Sometimes people make rational decisions with incomplete information. In other cases, they may think they are being rational while actually being influenced by emotions, habits, or social pressure. Even careful reasoning can be distorted by the way information is framed.
For instance, students, if a doctor says a treatment has a $90\%$ survival rate, people may feel more positive than if they hear it has a $10\%$ death rate, even though both statements mean the same thing. This shows that even supposedly rational judgments can be affected by presentation.
Rational thinking also takes time. In busy daily life, people often do not have enough time to compare every option carefully. This is why intuitive thinking is so common. The cognitive approach helps explain that human decision-making is shaped by both mental efficiency and mental limits.
Evidence from psychology and real-life applications
Psychologists have studied how people use shortcuts and careful reasoning in decision-making. Research in this area shows that people do not always make decisions in a perfectly logical way. Instead, they often depend on simple cues, mental shortcuts, and quick impressions.
This research is important because it helps explain practical problems in real life. For example, online users may believe fake news if it sounds familiar or emotionally exciting. Shoppers may buy products because of a celebrity endorsement rather than product quality. Students may answer exam questions too quickly and miss important details because they rely on instinct instead of careful reading.

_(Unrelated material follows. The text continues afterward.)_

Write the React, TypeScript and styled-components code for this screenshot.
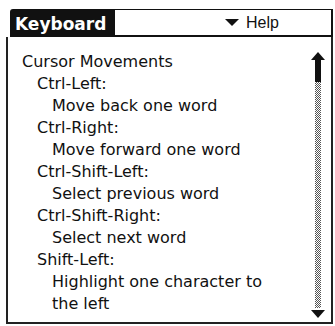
import styled, { createGlobalStyle } from 'styled-components'

const Global = createGlobalStyle`
  html, body {
    margin: 0;
    padding: 0;
    background: #fff;
  }
`

const Screen = styled.div`
  width: 335px;
  height: 326px;
  box-sizing: border-box;
  padding: 9px 0 0 6px;
  background: #fff;
  color: #111;
  overflow: hidden;
`

const Header = styled.div`
  display: flex;
  margin-left: 4px;
  width: 323px;
  height: 28px;
  box-sizing: border-box;
  border-bottom: 2px solid #111;
`

const TitleTab = styled.div`
  width: 105px;
  box-sizing: border-box;
  padding: 2px 0 0 5px;
  background: #111;
  color: #fff;
  border-top-left-radius: 3px;
  font-family: 'DejaVu Sans', sans-serif;
  font-weight: bold;
  font-size: 17px;
  line-height: 26px;
`

const MenuBox = styled.div`
  flex: 1;
  display: flex;
  align-items: center;
  padding-left: 110px;
  border-top: 1px solid #111;
  border-right: 2px solid #111;
  font-family: 'Liberation Sans', sans-serif;
  font-size: 16px;
`

const DownTri = styled.span`
  width: 0;
  height: 0;
  margin-right: 7px;
  border-left: 7px solid transparent;
  border-right: 7px solid transparent;
  border-top: 7px solid #111;
`

const Frame = styled.div`
  display: flex;
  width: 327px;
  height: 287px;
  box-sizing: border-box;
  border-left: 2px solid #222;
  border-right: 2px solid #222;
  border-bottom: 2px solid #222;
`

const TextArea = styled.div`
  flex: 1;
  padding: 14px 0 0 14px;
  font-family: 'DejaVu Sans', sans-serif;
  font-size: 16px;
  line-height: 22px;
`

const Line = styled.div<{ $level: number }>`
  padding-left: ${p => p.$level * 15}px;
  white-space: nowrap;
`

const ScrollBar = styled.div`
  width: 14px;
  margin: 15px 6px 4px 0;
  display: flex;
  flex-direction: column;
  align-items: center;
`

const Arrow = styled.div<{ $up?: boolean }>`
  width: 0;
  height: 0;
  border-left: 7px solid transparent;
  border-right: 7px solid transparent;
  ${p => (p.$up ? 'border-bottom: 8px solid #111;' : 'border-top: 8px solid #111;')}
`

const Thumb = styled.div`
  width: 6px;
  height: 22px;
  background: #111;
`

const Track = styled.div`
  width: 6px;
  flex: 1;
  margin-bottom: 2px;
  background-image: repeating-conic-gradient(#555 0 25%, #fff 0 50%);
  background-size: 2px 2px;
`

const lines: [number, string][] = [
  [0, 'Cursor Movements'],
  [1, 'Ctrl-Left:'],
  [2, 'Move back one word'],
  [1, 'Ctrl-Right:'],
  [2, 'Move forward one word'],
  [1, 'Ctrl-Shift-Left:'],
  [2, 'Select previous word'],
  [1, 'Ctrl-Shift-Right:'],
  [2, 'Select next word'],
  [1, 'Shift-Left:'],
  [2, 'Highlight one character to'],
  [2, 'the left'],
]

export default function App() {
  return (
    <>
      <Global />
      <Screen>
        <Header>
          <TitleTab>Keyboard</TitleTab>
          <MenuBox>
            <DownTri />
            Help
          </MenuBox>
        </Header>
        <Frame>
          <TextArea>
            {lines.map(([lvl, txt], i) => (
              <Line key={i} $level={lvl}>{txt}</Line>
            ))}
          </TextArea>
          <ScrollBar>
            <Arrow $up />
            <Thumb />
            <Track />
            <Arrow />
          </ScrollBar>
        </Frame>
      </Screen>
    </>
  )
}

The study of rational and intuitive thinking also connects to schemas, which are mental frameworks that help organize knowledge. A schema can make intuitive thinking faster because it helps people interpret new information quickly. However, schemas can also cause people to ignore evidence that does not fit their expectations. That is another reason why intuition can sometimes be misleading.
In the broader cognitive approach, these ideas show that behaviour is influenced by internal mental processes. People do not simply respond to the world like machines. They interpret, predict, simplify, and evaluate information using mental processes that are both powerful and imperfect.
Conclusion
Rational thinking and intuitive thinking are two essential ways the human mind makes sense of the world. Rational thinking is slow, deliberate, and logical, while intuitive thinking is fast, automatic, and based on quick judgments. Both are useful, and both have limits. In IB Psychology HL, these concepts matter because they explain how people make decisions, why errors happen, and how cognition shapes behaviour.
Understanding these two forms of thinking helps students see why human judgment is not always perfectly logical. Sometimes the mind works carefully, and sometimes it takes shortcuts. The cognitive approach studies both, making it a powerful framework for understanding behaviour in real life, in school, and in research.
Study Notes
- Rational thinking is deliberate, logical, and effortful.
- Intuitive thinking is fast, automatic, and based on instinct or gut feeling.
- Rational thinking is linked to controlled processing and careful decision-making.
- Intuitive thinking is linked to automatic processing and heuristics.
- Heuristics are mental shortcuts that save time but can cause errors.
- Cognitive biases are systematic thinking errors that can result from shortcuts.
- Rational thinking can fail when people are rushed, stressed, or missing information.
- Intuitive thinking can fail when quick judgments replace evidence.
- Both types of thinking are part of the cognitive approach to understanding behaviour.
- Real-life examples include online misinformation, shopping decisions, social judgments, and exam answers.
- The study of rational and intuitive thinking helps explain why human cognition is efficient but not always accurate.
- In IB Psychology HL, these ideas connect to decision-making, schemas, reliability of cognition, and everyday behaviour.